Obviously none of this is Obama's fault, nor does it reflect poorly on him in any way. So far his campaign has judiciously refrained from exploiting the right's flirtation with him, even though he occasionally echoes conservative themes in his criticism of Clinton. It is true, moreover, that some Republicans and conservatives who will forever despise her find him attractive on his own merits.
But nobody should imagine that the right-wing media whose voices now praise Obama will continue to do so if he wins the Democratic nomination, or that the mainstream media, which still takes so many cues from the right, will do likewise. The conservative movement's affection for any Democrat is always fickle and flimsy. Its assessment of any black Democrat, let alone a presidential nominee, is more likely to reflect the bigoted crudeness of Limbaugh than the manufactured erudition of Will. (And we can expect to see many more cartoons like this one.)

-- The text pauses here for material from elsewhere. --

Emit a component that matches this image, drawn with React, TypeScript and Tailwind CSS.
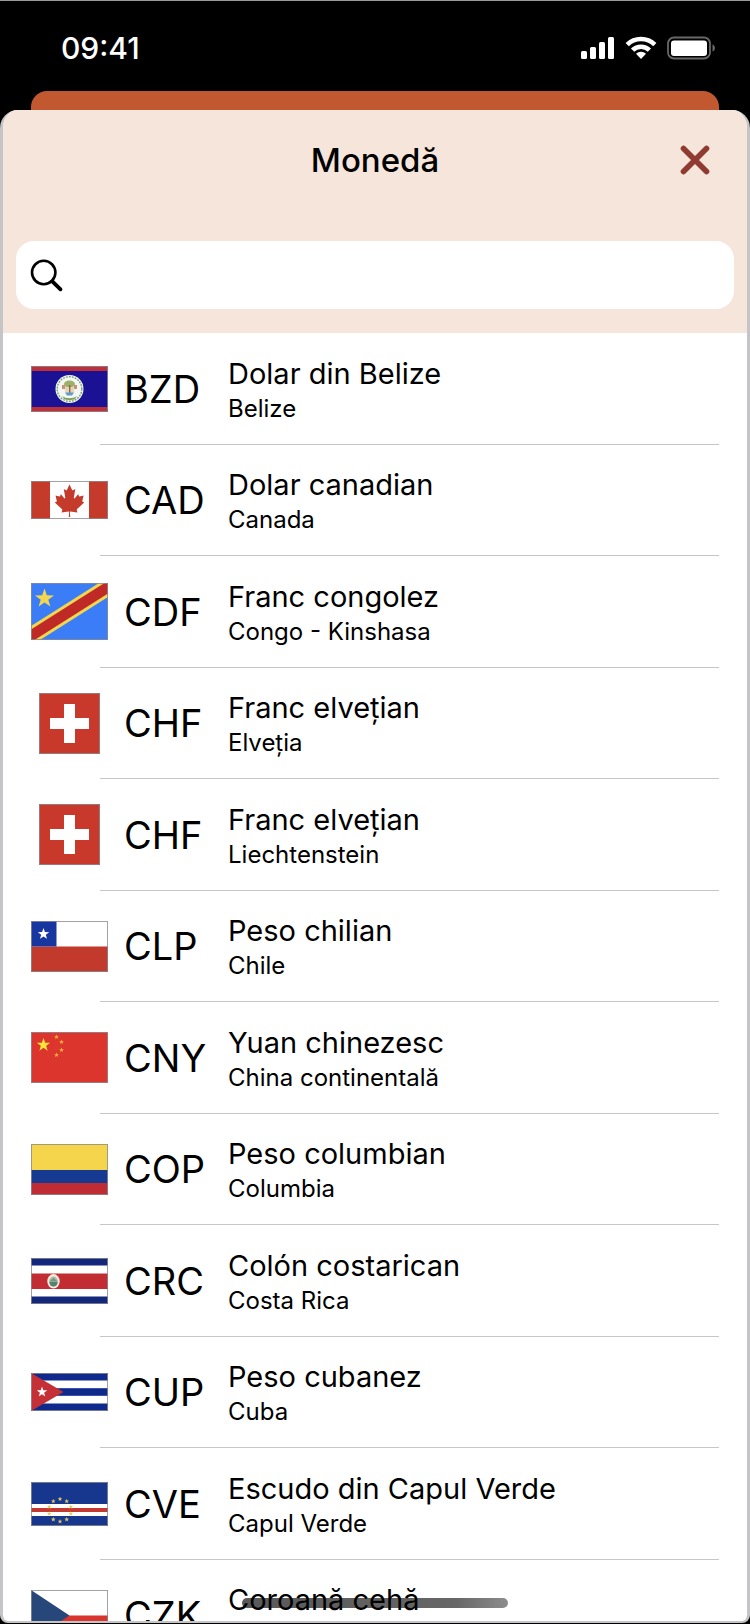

Should Obama hope to continue to enjoy his free ride, he should consult his old mentor Joe Lieberman, the senator from Connecticut who used to be a Democrat. Conservative commentators and right-wing media outlets always loved Lieberman for his willingness to echo their talking points on subjects such as school vouchers and Social Security privatization. When he agreed to join the Democratic ticket as Al Gore's running mate in 2000, the Weekly Standard and the National Review, among others, suddenly discovered how despicable Lieberman actually was. Having abandoned the Democrats altogether, he is now fully rehabilitated.
But Obama and his supporters must cherish no illusions about what will happen to him if he vanquishes Clinton. He will need the same kind of armor that she has worn proudly for years. What the right likes best about him is that he doesn't seem to own any.